start RECORD LIST

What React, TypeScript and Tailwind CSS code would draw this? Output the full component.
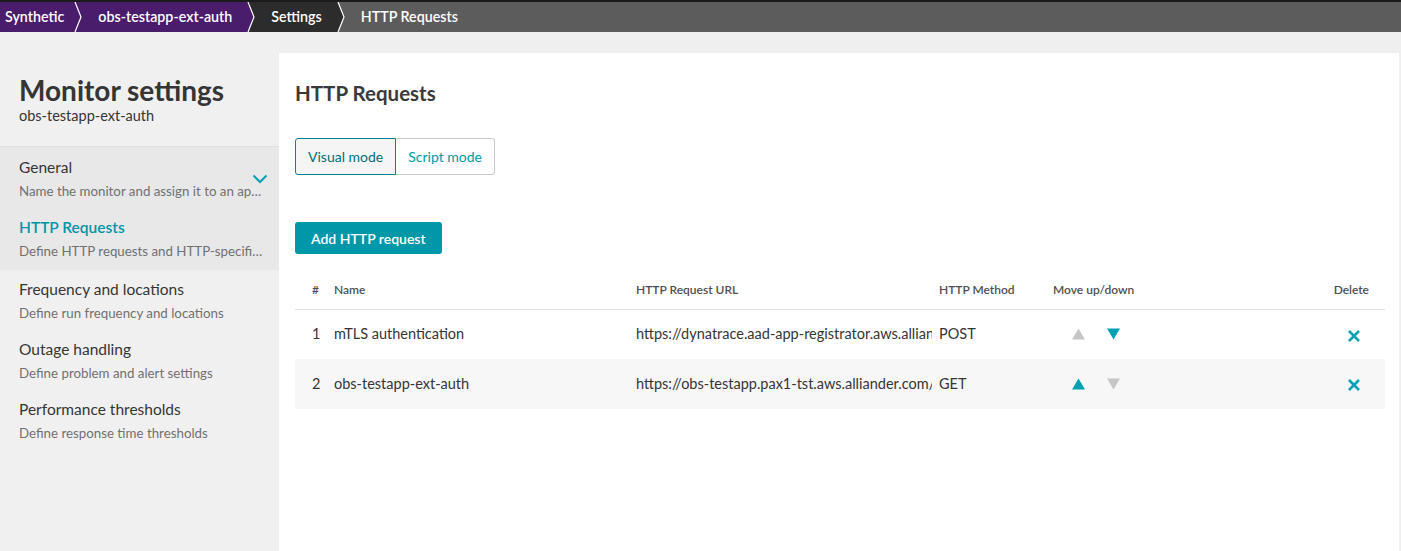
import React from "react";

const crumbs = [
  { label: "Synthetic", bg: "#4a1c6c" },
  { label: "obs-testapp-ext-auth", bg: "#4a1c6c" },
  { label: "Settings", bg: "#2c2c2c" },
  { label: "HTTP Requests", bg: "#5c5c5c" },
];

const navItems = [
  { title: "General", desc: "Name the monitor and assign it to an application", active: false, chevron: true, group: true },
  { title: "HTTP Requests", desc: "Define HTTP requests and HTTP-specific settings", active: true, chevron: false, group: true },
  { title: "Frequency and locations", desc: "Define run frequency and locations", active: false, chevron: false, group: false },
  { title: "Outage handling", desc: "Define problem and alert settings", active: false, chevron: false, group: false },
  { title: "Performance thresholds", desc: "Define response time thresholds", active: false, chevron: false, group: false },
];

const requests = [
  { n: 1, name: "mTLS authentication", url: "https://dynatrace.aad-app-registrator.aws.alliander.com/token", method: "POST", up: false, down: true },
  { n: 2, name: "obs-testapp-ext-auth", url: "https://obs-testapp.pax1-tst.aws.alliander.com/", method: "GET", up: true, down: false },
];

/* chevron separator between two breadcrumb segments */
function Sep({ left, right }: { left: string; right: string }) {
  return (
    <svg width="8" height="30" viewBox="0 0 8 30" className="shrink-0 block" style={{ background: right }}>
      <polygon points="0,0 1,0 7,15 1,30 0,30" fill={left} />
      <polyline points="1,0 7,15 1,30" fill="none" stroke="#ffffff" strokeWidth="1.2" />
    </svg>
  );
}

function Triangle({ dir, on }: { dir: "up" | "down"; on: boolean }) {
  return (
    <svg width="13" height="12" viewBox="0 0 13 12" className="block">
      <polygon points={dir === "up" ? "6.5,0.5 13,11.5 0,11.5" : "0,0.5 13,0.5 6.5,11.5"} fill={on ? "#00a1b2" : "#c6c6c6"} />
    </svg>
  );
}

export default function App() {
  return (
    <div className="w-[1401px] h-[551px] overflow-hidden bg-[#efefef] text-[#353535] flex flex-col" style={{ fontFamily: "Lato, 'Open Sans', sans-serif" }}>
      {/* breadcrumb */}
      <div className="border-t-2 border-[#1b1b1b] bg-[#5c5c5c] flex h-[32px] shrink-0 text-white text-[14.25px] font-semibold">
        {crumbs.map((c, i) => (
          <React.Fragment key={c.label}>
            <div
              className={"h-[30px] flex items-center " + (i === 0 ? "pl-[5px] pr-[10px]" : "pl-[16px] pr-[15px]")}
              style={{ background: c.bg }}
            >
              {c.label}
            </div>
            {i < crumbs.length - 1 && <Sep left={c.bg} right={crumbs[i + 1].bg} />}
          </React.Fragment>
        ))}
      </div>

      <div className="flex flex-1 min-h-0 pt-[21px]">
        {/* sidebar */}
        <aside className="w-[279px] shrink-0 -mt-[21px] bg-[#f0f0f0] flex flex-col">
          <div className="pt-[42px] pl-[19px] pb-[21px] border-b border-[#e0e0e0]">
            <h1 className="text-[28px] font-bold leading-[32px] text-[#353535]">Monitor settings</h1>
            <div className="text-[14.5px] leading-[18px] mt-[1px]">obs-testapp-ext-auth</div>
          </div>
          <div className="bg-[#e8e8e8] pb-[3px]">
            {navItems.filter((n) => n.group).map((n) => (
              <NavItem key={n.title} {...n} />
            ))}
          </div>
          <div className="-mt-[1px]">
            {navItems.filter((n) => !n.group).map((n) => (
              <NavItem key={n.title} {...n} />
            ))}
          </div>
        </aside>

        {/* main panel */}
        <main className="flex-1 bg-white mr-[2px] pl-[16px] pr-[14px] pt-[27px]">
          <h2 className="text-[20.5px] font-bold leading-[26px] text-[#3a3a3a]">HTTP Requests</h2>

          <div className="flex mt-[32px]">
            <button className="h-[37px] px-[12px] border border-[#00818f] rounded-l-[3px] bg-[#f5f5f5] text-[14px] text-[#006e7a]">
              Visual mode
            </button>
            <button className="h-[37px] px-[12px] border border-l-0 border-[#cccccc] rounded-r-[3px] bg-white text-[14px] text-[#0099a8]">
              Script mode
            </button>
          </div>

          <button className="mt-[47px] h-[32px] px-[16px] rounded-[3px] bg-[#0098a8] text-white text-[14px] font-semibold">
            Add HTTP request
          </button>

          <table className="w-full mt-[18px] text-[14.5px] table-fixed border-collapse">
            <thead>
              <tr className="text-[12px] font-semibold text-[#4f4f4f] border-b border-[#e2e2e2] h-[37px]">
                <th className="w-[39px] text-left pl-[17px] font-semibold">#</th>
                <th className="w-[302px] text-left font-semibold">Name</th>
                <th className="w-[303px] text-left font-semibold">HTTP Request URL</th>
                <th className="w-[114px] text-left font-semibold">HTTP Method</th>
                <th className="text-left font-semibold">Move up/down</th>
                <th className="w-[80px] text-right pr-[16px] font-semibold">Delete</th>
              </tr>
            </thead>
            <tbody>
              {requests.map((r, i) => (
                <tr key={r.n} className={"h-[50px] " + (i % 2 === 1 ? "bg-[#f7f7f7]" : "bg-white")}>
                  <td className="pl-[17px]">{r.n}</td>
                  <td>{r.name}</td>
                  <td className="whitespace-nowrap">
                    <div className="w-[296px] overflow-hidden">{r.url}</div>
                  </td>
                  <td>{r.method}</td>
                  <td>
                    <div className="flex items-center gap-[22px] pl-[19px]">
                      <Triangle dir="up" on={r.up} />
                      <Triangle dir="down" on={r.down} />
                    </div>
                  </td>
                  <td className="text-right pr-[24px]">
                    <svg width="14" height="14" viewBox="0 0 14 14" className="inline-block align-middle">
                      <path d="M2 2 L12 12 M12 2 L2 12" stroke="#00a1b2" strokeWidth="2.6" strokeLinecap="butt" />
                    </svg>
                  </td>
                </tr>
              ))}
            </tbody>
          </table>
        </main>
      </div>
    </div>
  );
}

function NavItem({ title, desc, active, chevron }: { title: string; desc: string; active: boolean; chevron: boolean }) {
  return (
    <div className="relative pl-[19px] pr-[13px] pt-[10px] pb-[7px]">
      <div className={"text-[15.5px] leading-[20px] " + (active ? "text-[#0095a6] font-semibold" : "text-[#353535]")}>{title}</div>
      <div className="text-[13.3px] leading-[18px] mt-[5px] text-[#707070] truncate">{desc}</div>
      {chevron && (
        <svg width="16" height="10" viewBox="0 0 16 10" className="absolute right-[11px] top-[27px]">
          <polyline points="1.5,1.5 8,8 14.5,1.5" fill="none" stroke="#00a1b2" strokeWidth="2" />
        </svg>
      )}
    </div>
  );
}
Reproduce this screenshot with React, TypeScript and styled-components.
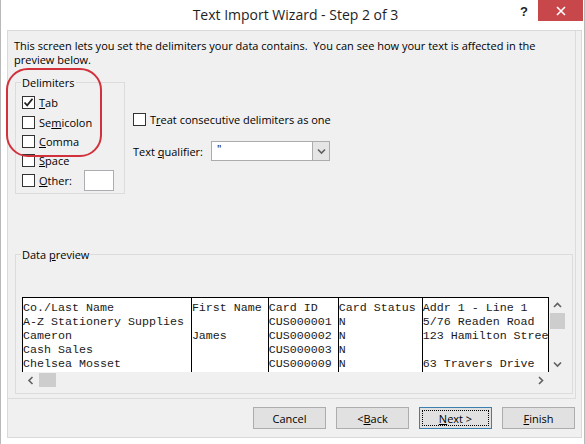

end RECORD LIST

EXERCISE DIRECTIONS —
Repeat the material verbatim. Do not carry over any picture.

EXERCISE RESPONSE —
What React, TypeScript and Tailwind CSS code would draw this? Output the full component.
import React from "react";

const crumbs = [
  { label: "Synthetic", bg: "#4a1c6c" },
  { label: "obs-testapp-ext-auth", bg: "#4a1c6c" },
  { label: "Settings", bg: "#2c2c2c" },
  { label: "HTTP Requests", bg: "#5c5c5c" },
];

const navItems = [
  { title: "General", desc: "Name the monitor and assign it to an application", active: false, chevron: true, group: true },
  { title: "HTTP Requests", desc: "Define HTTP requests and HTTP-specific settings", active: true, chevron: false, group: true },
  { title: "Frequency and locations", desc: "Define run frequency and locations", active: false, chevron: false, group: false },
  { title: "Outage handling", desc: "Define problem and alert settings", active: false, chevron: false, group: false },
  { title: "Performance thresholds", desc: "Define response time thresholds", active: false, chevron: false, group: false },
];

const requests = [
  { n: 1, name: "mTLS authentication", url: "https://dynatrace.aad-app-registrator.aws.alliander.com/token", method: "POST", up: false, down: true },
  { n: 2, name: "obs-testapp-ext-auth", url: "https://obs-testapp.pax1-tst.aws.alliander.com/", method: "GET", up: true, down: false },
];

/* chevron separator between two breadcrumb segments */
function Sep({ left, right }: { left: string; right: string }) {
  return (
    <svg width="8" height="30" viewBox="0 0 8 30" className="shrink-0 block" style={{ background: right }}>
      <polygon points="0,0 1,0 7,15 1,30 0,30" fill={left} />
      <polyline points="1,0 7,15 1,30" fill="none" stroke="#ffffff" strokeWidth="1.2" />
    </svg>
  );
}

function Triangle({ dir, on }: { dir: "up" | "down"; on: boolean }) {
  return (
    <svg width="13" height="12" viewBox="0 0 13 12" className="block">
      <polygon points={dir === "up" ? "6.5,0.5 13,11.5 0,11.5" : "0,0.5 13,0.5 6.5,11.5"} fill={on ? "#00a1b2" : "#c6c6c6"} />
    </svg>
  );
}

export default function App() {
  return (
    <div className="w-[1401px] h-[551px] overflow-hidden bg-[#efefef] text-[#353535] flex flex-col" style={{ fontFamily: "Lato, 'Open Sans', sans-serif" }}>
      {/* breadcrumb */}
      <div className="border-t-2 border-[#1b1b1b] bg-[#5c5c5c] flex h-[32px] shrink-0 text-white text-[14.25px] font-semibold">
        {crumbs.map((c, i) => (
          <React.Fragment key={c.label}>
            <div
              className={"h-[30px] flex items-center " + (i === 0 ? "pl-[5px] pr-[10px]" : "pl-[16px] pr-[15px]")}
              style={{ background: c.bg }}
            >
              {c.label}
            </div>
            {i < crumbs.length - 1 && <Sep left={c.bg} right={crumbs[i + 1].bg} />}
          </React.Fragment>
        ))}
      </div>

      <div className="flex flex-1 min-h-0 pt-[21px]">
        {/* sidebar */}
        <aside className="w-[279px] shrink-0 -mt-[21px] bg-[#f0f0f0] flex flex-col">
          <div className="pt-[42px] pl-[19px] pb-[21px] border-b border-[#e0e0e0]">
            <h1 className="text-[28px] font-bold leading-[32px] text-[#353535]">Monitor settings</h1>
            <div className="text-[14.5px] leading-[18px] mt-[1px]">obs-testapp-ext-auth</div>
          </div>
          <div className="bg-[#e8e8e8] pb-[3px]">
            {navItems.filter((n) => n.group).map((n) => (
              <NavItem key={n.title} {...n} />
            ))}
          </div>
          <div className="-mt-[1px]">
            {navItems.filter((n) => !n.group).map((n) => (
              <NavItem key={n.title} {...n} />
            ))}
          </div>
        </aside>

        {/* main panel */}
        <main className="flex-1 bg-white mr-[2px] pl-[16px] pr-[14px] pt-[27px]">
          <h2 className="text-[20.5px] font-bold leading-[26px] text-[#3a3a3a]">HTTP Requests</h2>

          <div className="flex mt-[32px]">
            <button className="h-[37px] px-[12px] border border-[#00818f] rounded-l-[3px] bg-[#f5f5f5] text-[14px] text-[#006e7a]">
              Visual mode
            </button>
            <button className="h-[37px] px-[12px] border border-l-0 border-[#cccccc] rounded-r-[3px] bg-white text-[14px] text-[#0099a8]">
              Script mode
            </button>
          </div>

          <button className="mt-[47px] h-[32px] px-[16px] rounded-[3px] bg-[#0098a8] text-white text-[14px] font-semibold">
            Add HTTP request
          </button>

          <table className="w-full mt-[18px] text-[14.5px] table-fixed border-collapse">
            <thead>
              <tr className="text-[12px] font-semibold text-[#4f4f4f] border-b border-[#e2e2e2] h-[37px]">
                <th className="w-[39px] text-left pl-[17px] font-semibold">#</th>
                <th className="w-[302px] text-left font-semibold">Name</th>
                <th className="w-[303px] text-left font-semibold">HTTP Request URL</th>
                <th className="w-[114px] text-left font-semibold">HTTP Method</th>
                <th className="text-left font-semibold">Move up/down</th>
                <th className="w-[80px] text-right pr-[16px] font-semibold">Delete</th>
              </tr>
            </thead>
            <tbody>
              {requests.map((r, i) => (
                <tr key={r.n} className={"h-[50px] " + (i % 2 === 1 ? "bg-[#f7f7f7]" : "bg-white")}>
                  <td className="pl-[17px]">{r.n}</td>
                  <td>{r.name}</td>
                  <td className="whitespace-nowrap">
                    <div className="w-[296px] overflow-hidden">{r.url}</div>
                  </td>
                  <td>{r.method}</td>
                  <td>
                    <div className="flex items-center gap-[22px] pl-[19px]">
                      <Triangle dir="up" on={r.up} />
                      <Triangle dir="down" on={r.down} />
                    </div>
                  </td>
                  <td className="text-right pr-[24px]">
                    <svg width="14" height="14" viewBox="0 0 14 14" className="inline-block align-middle">
                      <path d="M2 2 L12 12 M12 2 L2 12" stroke="#00a1b2" strokeWidth="2.6" strokeLinecap="butt" />
                    </svg>
                  </td>
                </tr>
              ))}
            </tbody>
          </table>
        </main>
      </div>
    </div>
  );
}

function NavItem({ title, desc, active, chevron }: { title: string; desc: string; active: boolean; chevron: boolean }) {
  return (
    <div className="relative pl-[19px] pr-[13px] pt-[10px] pb-[7px]">
      <div className={"text-[15.5px] leading-[20px] " + (active ? "text-[#0095a6] font-semibold" : "text-[#353535]")}>{title}</div>
      <div className="text-[13.3px] leading-[18px] mt-[5px] text-[#707070] truncate">{desc}</div>
      {chevron && (
        <svg width="16" height="10" viewBox="0 0 16 10" className="absolute right-[11px] top-[27px]">
          <polyline points="1.5,1.5 8,8 14.5,1.5" fill="none" stroke="#00a1b2" strokeWidth="2" />
        </svg>
      )}
    </div>
  );
}
Reproduce this screenshot with React, TypeScript and styled-components.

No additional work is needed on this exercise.